Count each line below that has "screenshot" anywhere in it. Answer with the total alone.

╭─ Supplied material

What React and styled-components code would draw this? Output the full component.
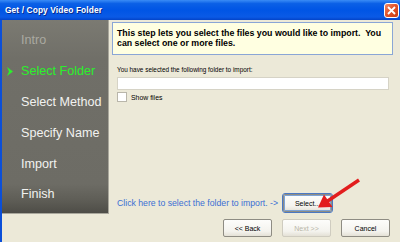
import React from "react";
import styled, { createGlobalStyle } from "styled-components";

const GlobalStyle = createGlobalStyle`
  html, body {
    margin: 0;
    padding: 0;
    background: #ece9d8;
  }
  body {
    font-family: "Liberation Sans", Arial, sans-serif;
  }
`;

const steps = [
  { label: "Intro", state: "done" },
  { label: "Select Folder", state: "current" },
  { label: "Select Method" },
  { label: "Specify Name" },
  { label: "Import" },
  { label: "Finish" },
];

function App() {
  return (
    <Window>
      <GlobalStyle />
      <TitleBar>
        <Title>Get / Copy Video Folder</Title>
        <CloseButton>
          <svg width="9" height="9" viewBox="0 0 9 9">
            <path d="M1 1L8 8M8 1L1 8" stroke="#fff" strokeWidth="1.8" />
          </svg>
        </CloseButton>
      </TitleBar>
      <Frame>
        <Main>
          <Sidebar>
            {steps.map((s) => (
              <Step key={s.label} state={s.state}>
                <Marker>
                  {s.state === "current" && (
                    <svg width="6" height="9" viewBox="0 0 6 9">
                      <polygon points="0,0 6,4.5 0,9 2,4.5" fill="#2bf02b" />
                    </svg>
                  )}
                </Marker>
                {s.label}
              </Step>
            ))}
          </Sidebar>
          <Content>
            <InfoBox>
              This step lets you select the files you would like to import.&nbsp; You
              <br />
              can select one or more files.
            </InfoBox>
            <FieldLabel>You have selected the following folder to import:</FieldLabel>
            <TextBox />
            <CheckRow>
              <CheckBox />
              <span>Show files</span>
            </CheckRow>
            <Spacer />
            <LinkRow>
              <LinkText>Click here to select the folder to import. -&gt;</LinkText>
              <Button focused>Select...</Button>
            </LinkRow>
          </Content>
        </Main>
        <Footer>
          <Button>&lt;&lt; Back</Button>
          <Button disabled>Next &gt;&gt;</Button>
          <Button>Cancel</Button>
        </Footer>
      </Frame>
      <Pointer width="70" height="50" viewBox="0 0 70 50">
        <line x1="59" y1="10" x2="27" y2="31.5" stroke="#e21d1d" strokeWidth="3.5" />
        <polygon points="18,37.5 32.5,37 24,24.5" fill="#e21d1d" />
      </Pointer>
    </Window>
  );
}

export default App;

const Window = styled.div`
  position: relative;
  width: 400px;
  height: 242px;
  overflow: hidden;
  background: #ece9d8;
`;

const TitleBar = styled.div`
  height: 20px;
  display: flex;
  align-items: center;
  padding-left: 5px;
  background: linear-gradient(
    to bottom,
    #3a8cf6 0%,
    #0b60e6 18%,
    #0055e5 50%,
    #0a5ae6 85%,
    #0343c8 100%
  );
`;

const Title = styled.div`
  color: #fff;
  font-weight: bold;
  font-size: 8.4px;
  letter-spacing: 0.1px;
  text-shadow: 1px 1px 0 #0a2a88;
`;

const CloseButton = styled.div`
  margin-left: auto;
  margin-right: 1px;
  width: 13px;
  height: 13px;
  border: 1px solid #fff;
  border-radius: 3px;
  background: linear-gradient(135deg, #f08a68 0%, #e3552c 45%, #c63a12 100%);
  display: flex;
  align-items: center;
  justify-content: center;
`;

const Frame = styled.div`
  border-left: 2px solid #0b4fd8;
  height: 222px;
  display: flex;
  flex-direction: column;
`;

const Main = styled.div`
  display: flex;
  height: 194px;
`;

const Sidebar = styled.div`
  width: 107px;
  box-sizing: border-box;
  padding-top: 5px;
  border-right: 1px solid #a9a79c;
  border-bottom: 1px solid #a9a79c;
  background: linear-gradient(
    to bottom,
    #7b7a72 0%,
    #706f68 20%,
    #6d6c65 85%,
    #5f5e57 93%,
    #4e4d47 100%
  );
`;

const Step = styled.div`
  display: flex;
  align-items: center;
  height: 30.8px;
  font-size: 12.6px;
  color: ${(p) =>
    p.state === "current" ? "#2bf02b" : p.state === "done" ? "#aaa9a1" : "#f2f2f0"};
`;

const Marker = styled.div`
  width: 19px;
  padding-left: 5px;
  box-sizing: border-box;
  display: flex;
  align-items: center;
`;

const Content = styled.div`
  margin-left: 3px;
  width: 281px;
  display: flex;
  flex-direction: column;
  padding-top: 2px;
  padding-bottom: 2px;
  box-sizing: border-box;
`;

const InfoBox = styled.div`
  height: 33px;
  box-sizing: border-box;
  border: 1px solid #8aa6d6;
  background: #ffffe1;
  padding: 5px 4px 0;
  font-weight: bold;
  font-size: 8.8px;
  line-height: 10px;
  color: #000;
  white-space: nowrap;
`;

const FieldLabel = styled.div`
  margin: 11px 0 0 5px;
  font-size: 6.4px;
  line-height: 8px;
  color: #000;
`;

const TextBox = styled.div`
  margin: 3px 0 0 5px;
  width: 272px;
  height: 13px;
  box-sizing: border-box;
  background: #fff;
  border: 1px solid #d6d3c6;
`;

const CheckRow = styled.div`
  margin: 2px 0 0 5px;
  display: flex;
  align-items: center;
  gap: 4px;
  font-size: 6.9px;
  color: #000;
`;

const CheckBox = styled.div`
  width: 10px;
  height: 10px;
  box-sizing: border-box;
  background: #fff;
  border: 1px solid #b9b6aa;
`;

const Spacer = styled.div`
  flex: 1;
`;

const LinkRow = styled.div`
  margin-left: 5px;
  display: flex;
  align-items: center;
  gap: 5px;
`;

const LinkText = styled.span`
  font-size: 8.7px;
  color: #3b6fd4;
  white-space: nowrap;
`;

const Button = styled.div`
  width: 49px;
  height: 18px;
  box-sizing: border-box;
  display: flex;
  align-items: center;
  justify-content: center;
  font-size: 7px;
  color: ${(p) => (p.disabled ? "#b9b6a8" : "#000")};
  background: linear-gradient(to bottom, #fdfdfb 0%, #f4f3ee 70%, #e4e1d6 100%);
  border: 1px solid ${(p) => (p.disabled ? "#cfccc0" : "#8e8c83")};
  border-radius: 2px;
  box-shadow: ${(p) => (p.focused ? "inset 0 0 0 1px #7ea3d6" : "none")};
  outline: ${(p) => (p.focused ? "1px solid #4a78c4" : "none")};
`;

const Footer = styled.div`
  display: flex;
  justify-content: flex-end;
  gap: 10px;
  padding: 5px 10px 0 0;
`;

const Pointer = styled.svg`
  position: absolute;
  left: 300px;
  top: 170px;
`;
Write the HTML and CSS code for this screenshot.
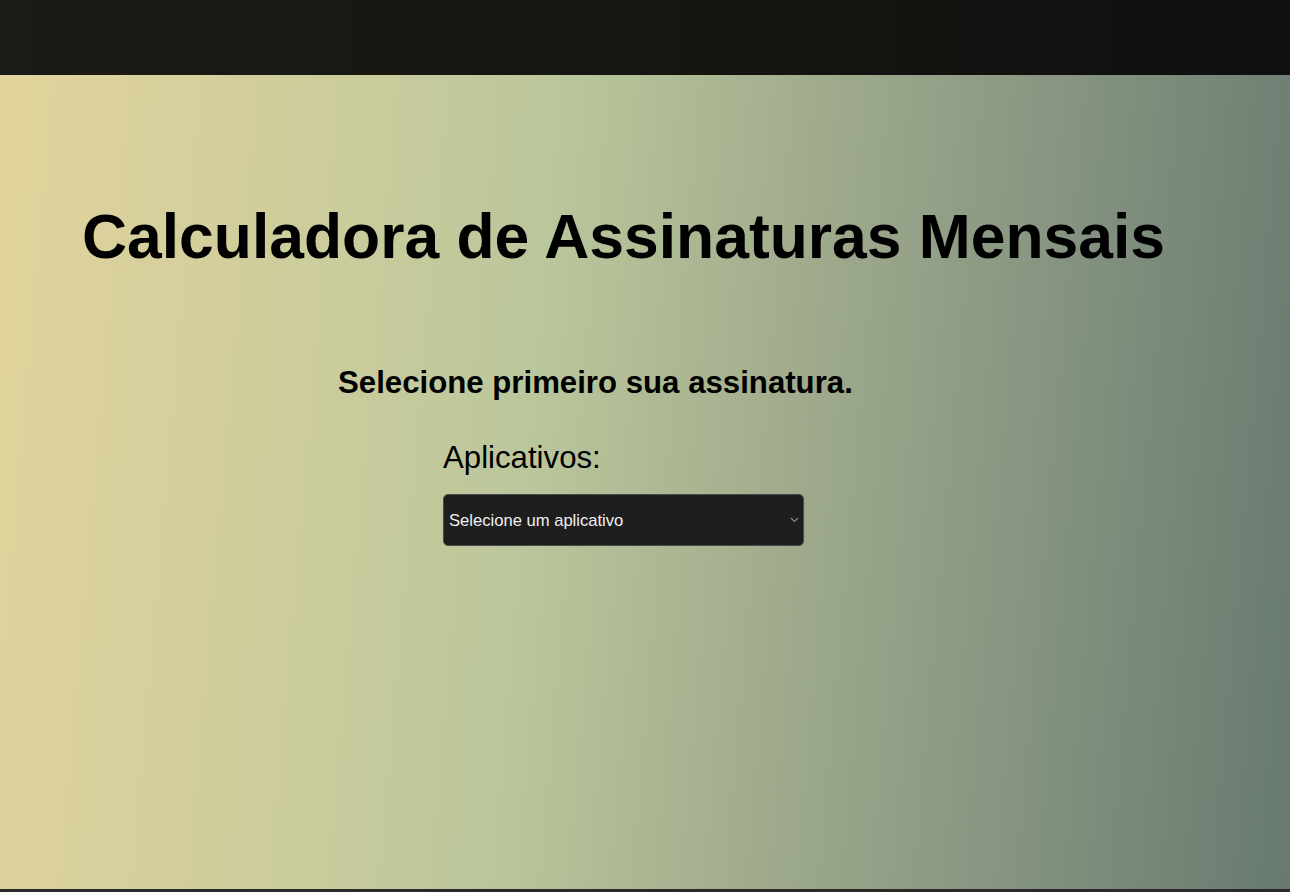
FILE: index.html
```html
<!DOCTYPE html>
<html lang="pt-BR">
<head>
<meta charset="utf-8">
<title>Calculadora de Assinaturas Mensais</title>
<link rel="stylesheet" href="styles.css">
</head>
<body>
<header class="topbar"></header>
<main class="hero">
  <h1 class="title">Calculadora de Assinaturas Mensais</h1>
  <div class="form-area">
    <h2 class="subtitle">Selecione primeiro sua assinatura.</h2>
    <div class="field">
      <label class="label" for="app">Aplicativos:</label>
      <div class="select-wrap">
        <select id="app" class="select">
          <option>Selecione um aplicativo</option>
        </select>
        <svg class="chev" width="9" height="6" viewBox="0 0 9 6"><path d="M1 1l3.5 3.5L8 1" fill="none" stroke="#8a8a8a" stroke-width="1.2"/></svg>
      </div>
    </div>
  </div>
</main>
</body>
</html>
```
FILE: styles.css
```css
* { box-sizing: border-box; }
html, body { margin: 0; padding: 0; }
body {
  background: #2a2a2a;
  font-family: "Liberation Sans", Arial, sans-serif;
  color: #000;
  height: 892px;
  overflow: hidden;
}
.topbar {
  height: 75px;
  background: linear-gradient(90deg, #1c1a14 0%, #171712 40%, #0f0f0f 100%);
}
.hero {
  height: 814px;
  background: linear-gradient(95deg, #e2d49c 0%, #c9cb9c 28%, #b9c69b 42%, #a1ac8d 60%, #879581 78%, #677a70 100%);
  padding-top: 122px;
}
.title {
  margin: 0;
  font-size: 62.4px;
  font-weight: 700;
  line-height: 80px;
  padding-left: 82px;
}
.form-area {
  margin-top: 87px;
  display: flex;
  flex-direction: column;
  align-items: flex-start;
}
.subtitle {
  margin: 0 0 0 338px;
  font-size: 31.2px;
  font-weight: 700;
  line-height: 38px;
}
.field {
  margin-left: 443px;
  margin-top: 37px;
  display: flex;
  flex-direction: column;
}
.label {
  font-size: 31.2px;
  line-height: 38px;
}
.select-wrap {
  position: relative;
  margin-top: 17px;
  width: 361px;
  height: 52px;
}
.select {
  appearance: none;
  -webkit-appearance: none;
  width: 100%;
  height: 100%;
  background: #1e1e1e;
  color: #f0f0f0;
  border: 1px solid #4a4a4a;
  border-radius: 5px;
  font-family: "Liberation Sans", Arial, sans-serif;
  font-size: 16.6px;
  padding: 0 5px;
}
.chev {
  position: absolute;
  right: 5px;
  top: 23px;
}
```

╰─
╭─ Supplied material

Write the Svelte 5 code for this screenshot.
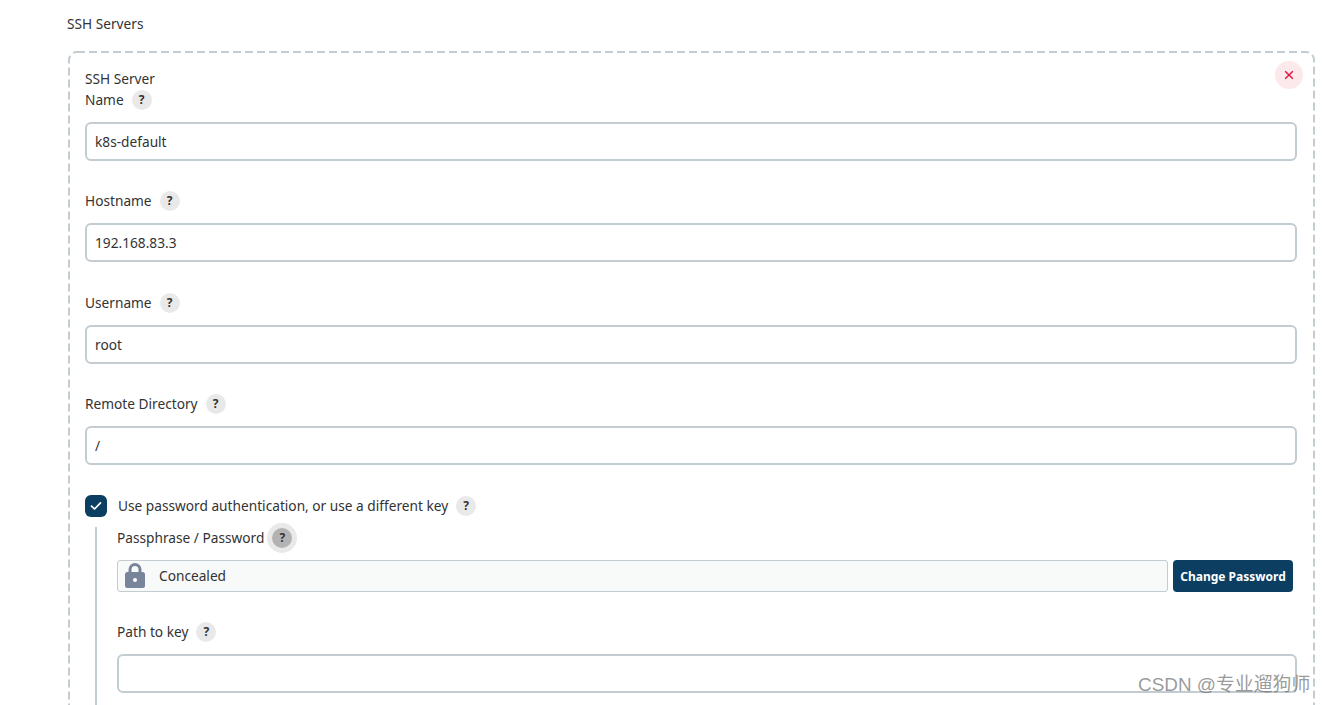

╰─

• Written answer: 2